Like the 320 Guest Ranch, many other Gallatin Canyon dude ranches born in the early twentieth century continue to operate today. The Nine Quarter Circle ranch at Taylor Fork had its beginnings in 1898 when cattle ranchers Marshall Seymour Cunningham and Hans Biering partnered to acquire land, homesteads, and cattle brands in the region (including the Nine Quarter Circle brand in 1899). According to Marshall Seymour Cunningham’s daughter Helen Cunningham Freese, interviewed in a 1989 Bozeman Daily Chronicle article, the Nine Quarter Circle began attracting dudes as early as 1910. Marshall Seymour Cunningham campaigned for ranch guests in 1930s Hollywood, California and managed to attract a few movie stars.

Actor Gary Cooper, 1922 graduate of Bozeman’s Gallatin County High School, was one guest at the Nine Quarter Circle. Freese related one anecdote about Cooper’s visit: “‘We had cabins for all the guests but had a bathhouse instead of individual bathrooms in the cabins. I guess Mr. Cooper had to get up and go to the bathroom in the night one night and got lost looking for the bathhouse. He wandered around the woods for half the night, I heard.’” The Nine Quarter Circle continues operation today under the leadership of the Kelsey family, who have owned the ranch since 1946.

A survey of Gallatin Canyon dude ranches would be remiss without a mention of Ernest and Grace Nutting Miller. A Massachusetts native, Grace Nutting was introduced to southwest Montana in 1917 after accepting a job at the Extension Service at Montana State College. She met Virginia City resident Ernest Miller during an excursion between Ennis and West Yellowstone. Grace and Ernest were married in 1922 and almost immediately purchased a five-acre property for $500.00. As Grace described in her memoir, the property came with a small cabin and a barn, and “incidentally it had two big piles of beautiful elkhorns piled up each side of the front door.”

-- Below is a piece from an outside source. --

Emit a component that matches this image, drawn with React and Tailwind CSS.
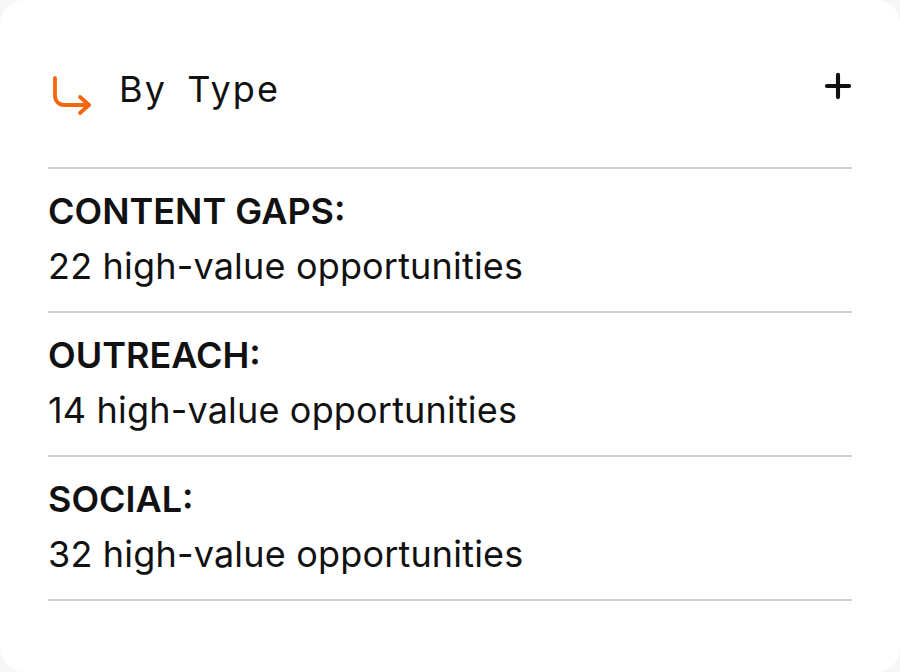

                                                                                                                                                  Grace Nutting Miller

The Miller’s Elkhorn dude ranch quickly expanded in the 1920s to accommodate over forty guests. Ernest Miller made a name for himself as an excellent hunting guide and the Elkhorn ranch expanded their acreage near Sage Creek, just north of Yellowstone Park. Ernest and Grace succeeded in establishing a second Elkhorn Ranch in Arizona in 1946, and both the Montana and Arizona ranches remain in operation today. Ernest passed away in 1949, but Grace continued horseback riding through the Gallatin Range and maintained her role as host for decades to come. Grace’s positive outlook, adventurous spirit and sense of humor are evident throughout her memoir. As she expressed, “neither running cattle nor dude ranching is really a guaranteed profitable business. It’s really a way of life!! I think both Ernest and I really liked dude ranching much the better.”

Today’s Gallatin Canyon guest ranches continue the legacy established by industry pioneers like Tom Michener, Pete Karst, Sam Wilson, and Grace and Ernest Miller. Ranches continue to provide their guests with a memorable Montana experience, similar to what the Northern Pacific Railroad’s 1930s Dude Ranches publication promised: “When ‘dudes’ (and most easterners smile over and enjoy the term) come back home from a ranch holiday, the sun and wind tan soon fades away but precious memories of jagged skylines, the mountain outings, the friends made, the strange, pleasant experiences of ranch days warm their souls for all time to come.”